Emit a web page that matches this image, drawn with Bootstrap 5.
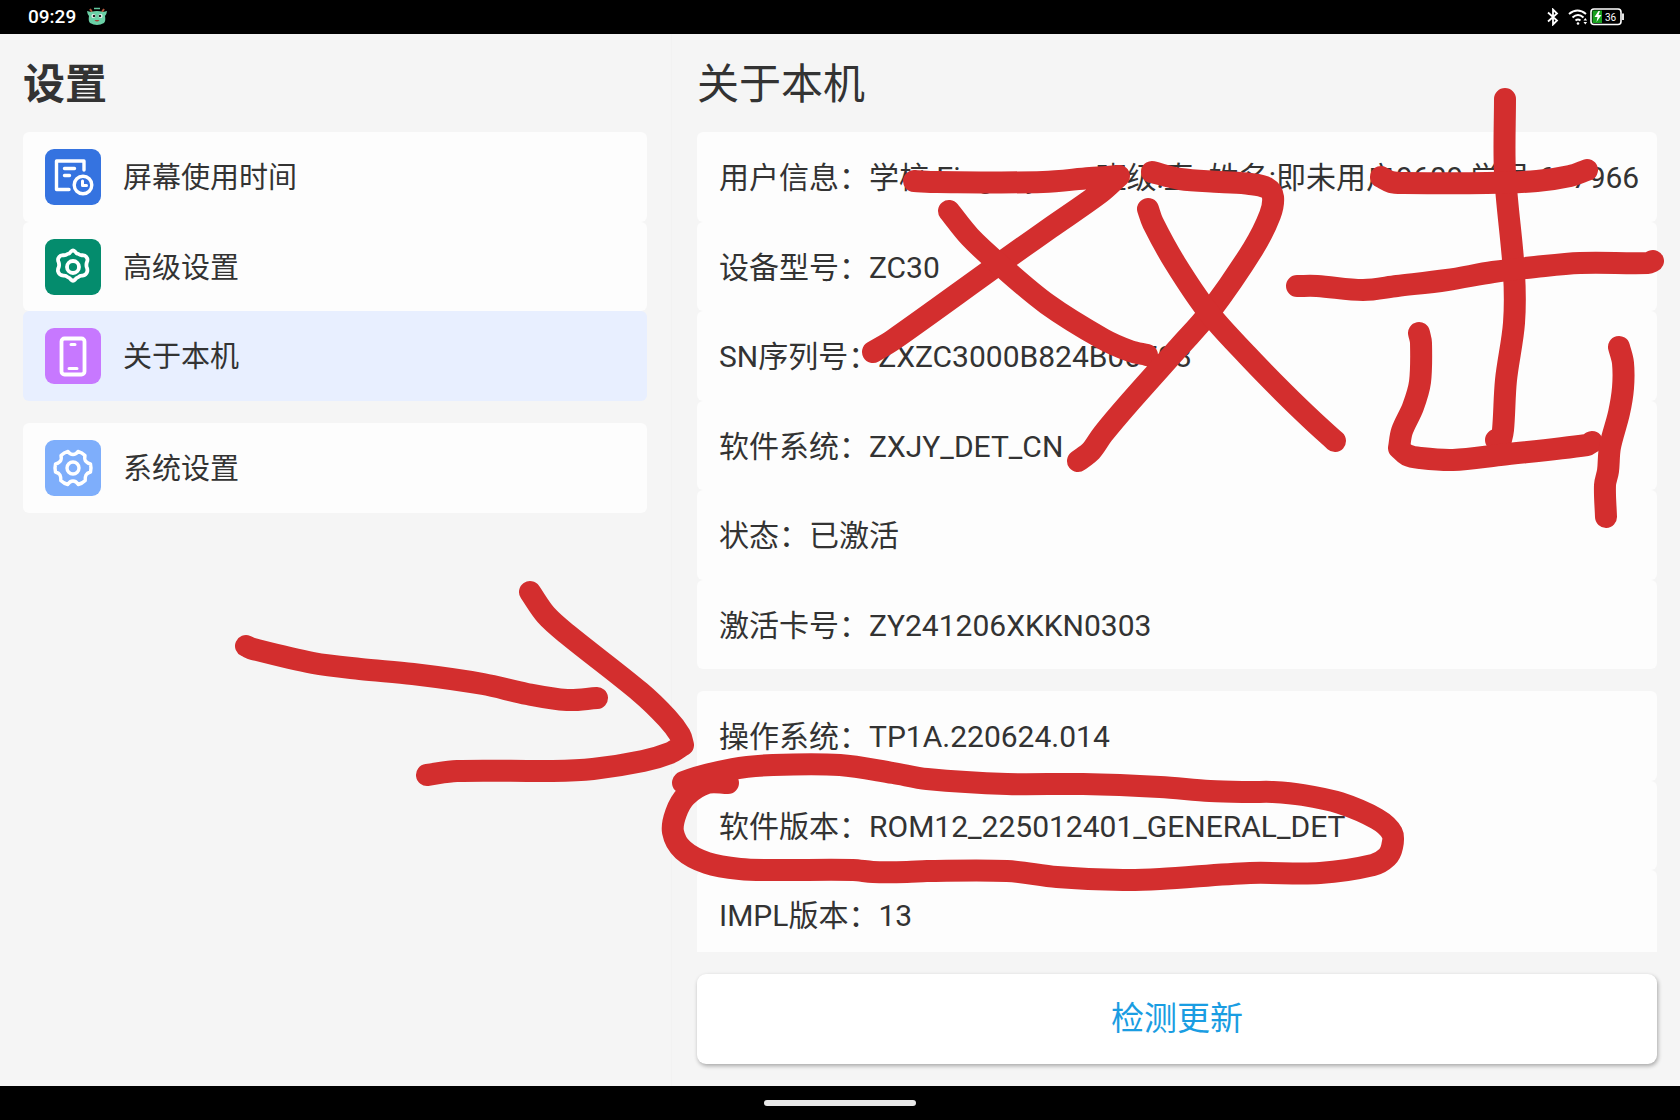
<!DOCTYPE html>
<html lang="zh-CN">
<head>
<meta charset="utf-8">
<meta name="viewport" content="width=device-width, initial-scale=1">
<title>关于本机</title>
<link href="https://cdn.jsdelivr.net/npm/bootstrap@5.3.0/dist/css/bootstrap.min.css" rel="stylesheet">
<style>
  body { font-family: Roboto, "Noto Sans CJK SC", sans-serif; color: #333; background: #f5f5f5; }
  .screen { height: 100vh; }
  .status-bar { height: 34px; background: #000; color: #fff; padding: 0 56px 0 28px; gap: 10px; font-size: 19px; font-weight: 500; }
  .nav-bar-bottom { height: 34px; background: #000; }
  .home-handle { width: 152px; height: 6px; border-radius: 3px; background: #e8e8e8; border: 0; padding: 0; }
  .side-pane { width: 40%; padding: 0 24px 0 23px; border-right: 1px solid #f2f2f2; }
  .detail-pane { min-width: 0; padding: 0 23px 22px 25px; }
  .pane-title { height: 98px; font-size: 42px; line-height: 62px; margin: 0; padding-top: 4px; flex-shrink: 0; }
  .side-pane .pane-title { font-weight: 700; }
  .detail-pane .pane-title { font-weight: 400; }
  .rows { --bs-list-group-border-width: 0; --bs-list-group-bg: #fdfdfd; --bs-list-group-color: #333; --bs-list-group-action-color: #333;
    --bs-list-group-active-bg: #e8efff; --bs-list-group-active-color: #333; --bs-list-group-item-padding-x: 22px; --bs-list-group-item-padding-y: 0; margin: 0 0 22px; }
  .rows .list-group-item { height: 90px; font-size: 29px; line-height: 44px; border-radius: 6px; display: flex; align-items: center; gap: 22px; white-space: nowrap; }
  .rows .list-group-item:nth-child(even) { height: 89px; }
  .rows .list-group-item span { padding-top: 2px; }
  .scroller .rows .list-group-item { font-size: 30px; }
  .scroller { min-height: 0; overflow: hidden; margin-bottom: 22px; }
  .tile { width: 56px; height: 56px; flex: none; }
  .update-btn { height: 90px; flex-shrink: 0; border-radius: 9px; background: #fff; color: #1a9de2; font-size: 33px; line-height: 48px; border: 0; box-shadow: 1px 2px 4px rgba(0,0,0,.32); }
  .update-btn:hover { background: #fff; color: #1a9de2; }
  .ink { position: absolute; left: 0; top: 0; width: 100%; height: 100%; pointer-events: none; fill: none; stroke: #d32e2e; stroke-width: 22; stroke-linecap: round; stroke-linejoin: round; }
</style>
<script src="https://cdn.jsdelivr.net/npm/bootstrap@5.3.0/dist/js/bootstrap.bundle.min.js"></script>
</head>
<body>
<div class="screen d-flex flex-column position-relative overflow-hidden">
  <header class="status-bar d-flex align-items-center flex-shrink-0">
    <span>09:29</span>
    <svg width="22" height="20" viewBox="0 0 22 20" aria-hidden="true">
      <path d="M4 2l2 3M18 2l-2 3" stroke="#b5573c" stroke-width="2"/>
      <path d="M8 1.500h6" stroke="#62c79d" stroke-width="1.500"/>
      <path d="M1 4l4 1q6-2 12 0l4-1q-.5 4-2 5 1 5-1 7-7 4-14 0-2-2-1-7-1.500-1-2-5z" fill="#6bd0a6"/>
      <circle cx="7.500" cy="9" r="2" fill="#fff"/><circle cx="14.500" cy="9" r="2" fill="#fff"/>
      <circle cx="8" cy="9" r="1.300" fill="#222"/><circle cx="14" cy="9" r="1.300" fill="#222"/>
      <path d="M8.500 13q2.500 3 5 0z" fill="#a8433a"/>
    </svg>
    <div class="ms-auto d-flex align-items-center">
      <svg class="me-2" width="14" height="18" viewBox="0 0 14 18" fill="none" stroke="#fff" stroke-width="1.800" aria-label="蓝牙"><path d="M2 4.500l9 8-4 4v-15l4 4-9 8"/></svg>
      <svg width="22" height="18" viewBox="0 0 20 18" fill="none" stroke="#fff" stroke-width="2" aria-label="WLAN"><path d="M0 6q8.500-7 17 0M3.500 9.500q5.500-5 11 0M6.500 12.500q2.500-2 5 0"/><circle cx="9" cy="15.500" r="1.300" fill="#fff" stroke="none"/><path d="M14.500 12.500l1.800-2.500 1.800 2.500zM14.500 14l1.800 2.500 1.800-2.500z" fill="#fff" stroke="none"/></svg>
      <svg width="34" height="18" viewBox="0 0 34 18" aria-label="电量"><rect x="1" y="1" width="30" height="15.500" rx="3" fill="none" stroke="#fff" stroke-width="1.600"/><rect x="2.500" y="2.500" width="9.500" height="12.500" fill="#18a11f"/><path d="M8.500 3l-4 6h3l-1 5 5-7h-3l1.500-4z" fill="#fff"/><path d="M33 5.500v6.500" stroke="#fff" stroke-width="1.800"/><text x="15" y="12.500" font-size="10" font-weight="400" fill="#fff">36</text></svg>
    </div>
  </header>

  <main class="d-flex flex-grow-1" style="min-height:0">
    <nav class="side-pane flex-shrink-0 d-flex flex-column">
      <h1 class="pane-title d-flex align-items-center">设置</h1>
      <div class="list-group rows">
        <a href="#" class="list-group-item list-group-item-action">
          <svg class="tile" viewBox="0 0 56 56" fill="none" stroke="#fff" stroke-width="3.400" stroke-linecap="round" stroke-linejoin="round"><rect width="56" height="56" rx="9" fill="#3573e0" stroke="none"/><path d="M39 21v-9H11.500v28.500H24"/><path d="M19.500 19.500h10M19.500 26.500h5" stroke-width="3.400"/><circle cx="38" cy="36" r="8.800"/><path d="M37.500 32v4.500h4" stroke-width="3"/></svg>
          <span>屏幕使用时间</span></a>
        <a href="#" class="list-group-item list-group-item-action">
          <svg class="tile" viewBox="0 0 56 56" fill="none" stroke="#fff" stroke-width="3.800" stroke-linejoin="round"><rect width="56" height="56" rx="9" fill="#048c6d" stroke="none"/><path d="M22.500 15q2.500-.5 3.500-2.500 2-2 4 0 1 2 3.500 2.500 1.500 1.500 4 1.200 3.500.2 4.800 3.200.5 2-.5 4-.8 2.500 0 5 .8 1.500.5 4-1 4-4.800 4.300-2.500-.2-4 1.300-2.500.7-3.500 2.700-2 2-4 0-1-2-3.500-2.700-1.500-1.500-4-1.300Q14 36.400 13 32.400q-.3-2.500.7-4 .8-2.500 0-5-1-2-.5-4 1.300-3 4.800-3.200 2.500.3 4.500-1.200z"/><circle cx="28" cy="28" r="6"/></svg>
          <span>高级设置</span></a>
        <a href="#" class="list-group-item list-group-item-action active" aria-current="page">
          <svg class="tile" viewBox="0 0 56 56" fill="none" stroke="#fff" stroke-width="3.800" stroke-linecap="round"><rect width="56" height="56" rx="9" fill="#c778ff" stroke="none"/><rect x="16.500" y="10.500" width="23" height="36" rx="3"/><path d="M26 16.500h4M24 40.500h8" stroke-width="3"/></svg>
          <span>关于本机</span></a>
      </div>
      <div class="list-group rows">
        <a href="#" class="list-group-item list-group-item-action">
          <svg class="tile" viewBox="0 0 56 56" fill="none" stroke="#fff" stroke-width="3.400" stroke-linejoin="round"><rect width="56" height="56" rx="9" fill="#7eaefb" stroke="none"/><path d="M23 11.500q2 3 5 3t5-3q4 1 7 4-1 4 1 6t4.500 2.500q1 4 0 8Q42 33 41 35t-.8 5.500q-3 3-7 4-2-3.500-5.200-3.500t-5.200 3.500q-4-1-7-4Q16 37 15 35t-4.500-3q-1-4 0-8 2.500-.5 4.500-2.500t1-6q3-3 7-4z"/><circle cx="28" cy="28" r="6"/></svg>
          <span>系统设置</span></a>
      </div>
    </nav>

    <section class="detail-pane flex-grow-1 d-flex flex-column">
      <h2 class="pane-title d-flex align-items-center">关于本机</h2>
      <div class="scroller flex-grow-1">
        <div class="list-group rows">
          <div class="list-group-item"><span>用户信息：学校:Eingxuyuan 班级:直&nbsp; 姓名:即未用户9609 学号:617966</span></div>
          <div class="list-group-item"><span>设备型号：ZC30</span></div>
          <div class="list-group-item"><span>SN序列号：ZXZC3000B824B00593</span></div>
          <div class="list-group-item"><span>软件系统：ZXJY_DET_CN</span></div>
          <div class="list-group-item"><span>状态：已激活</span></div>
          <div class="list-group-item"><span>激活卡号：ZY241206XKKN0303</span></div>
        </div>
        <div class="list-group rows">
          <div class="list-group-item"><span>操作系统：TP1A.220624.014</span></div>
          <div class="list-group-item"><span>软件版本：ROM12_225012401_GENERAL_DET</span></div>
          <div class="list-group-item"><span>IMPL版本：13</span></div>
        </div>
      </div>
      <button type="button" class="btn update-btn w-100">检测更新</button>
    </section>
  </main>

  <footer class="nav-bar-bottom d-flex align-items-center justify-content-center flex-shrink-0">
    <button type="button" class="home-handle" aria-label="主屏幕"></button>
  </footer>

  <svg class="ink" viewBox="0 0 1680 1120" preserveAspectRatio="xMinYMin meet" aria-hidden="true"></svg>
</div>
<script>
  // Freehand marker strokes: points joined by a smooth curve, "|" marks a sharp turn
  const strokes = [
    "914,181 937,182 1043,182 1090,178 1119,176|1119,176 1100,193 1050,228 999,264 893,340 873,352",
    "949,211 970,237 999,264 1047,304 1103,339 1130,351 1147,355",
    "1152,172 1180,179 1220,182 1250,184 1267,188 1273,197 1270,215 1253,249 1209,313 1180,346 1130,402 1103,434 1091,451 1078,461",
    "1148,209 1153,223 1175,263 1209,313 1247,355 1285,394 1313,421 1335,441",
    "1505,99 1505,173 1514,273 1514,323 1506,380 1503,430 1500,444|1500,444 1496,440",
    "1381,177 1391,182 1404,183 1487,183 1537,181 1570,176 1587,170",
    "1297,286 1317,286 1363,290 1397,286 1447,280 1493,272 1535,267 1580,263 1648,263 1653,261",
    "1419,333 1421,343 1420,382 1413,407 1402,431 1399,448|1399,448 1407,455 1420,458 1453,460 1500,455 1587,445 1592,442",
    "1619,347 1623,363 1623,388 1619,413 1610,447 1608,471 1605,485 1606,517",
    "246,646 253,649 313,663 360,669 413,674 483,684 527,694 567,700 597,698",
    "530,592 546,615 567,634 640,692 667,718 680,735 683,745|683,745 670,753 643,761 593,769 553,771 457,771 427,775",
    "728,783 707,783 686,796 676,813 673,832 683,850 707,863 740,869 773,870 853,870 873,872 907,872 927,871 1007,871 1057,877 1123,880 1160,879 1250,873 1320,873 1373,865 1387,857 1392,847 1392,833 1377,819 1340,803 1303,795 1273,792 1250,792 1210,791 1160,787 1083,784 1007,784 927,779 893,773 840,765 773,765 733,769 684,782 700,783"
  ];
  const curve = text => {
    const p = text.trim().split(" ").map(s => s.split(",").map(Number));
    let d = "M" + p[0];
    for (let i = 0; i < p.length - 1; i++) {
      const a = p[i - 1] || p[i], b = p[i], c = p[i + 1], e = p[i + 2] || c;
      const len = Math.hypot(c[0] - b[0], c[1] - b[1]);
      const k1 = len / (Math.hypot(c[0] - a[0], c[1] - a[1]) || 1) / 3;
      const k2 = len / (Math.hypot(e[0] - b[0], e[1] - b[1]) || 1) / 3;
      d += `C${b[0] + (c[0] - a[0]) * k1},${b[1] + (c[1] - a[1]) * k1} ${c[0] - (e[0] - b[0]) * k2},${c[1] - (e[1] - b[1]) * k2} ${c}`;
    }
    return d;
  };
  const ink = document.querySelector(".ink");
  for (const s of strokes) {
    const path = document.createElementNS("http://www.w3.org/2000/svg", "path");
    path.setAttribute("d", s.split("|").map(curve).join(""));
    ink.append(path);
  }
</script>
</body>
</html>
___
Goal: Each line in the listing above either holds the string "page" or does not; state how many do, giving the number only.

Result of the task: 2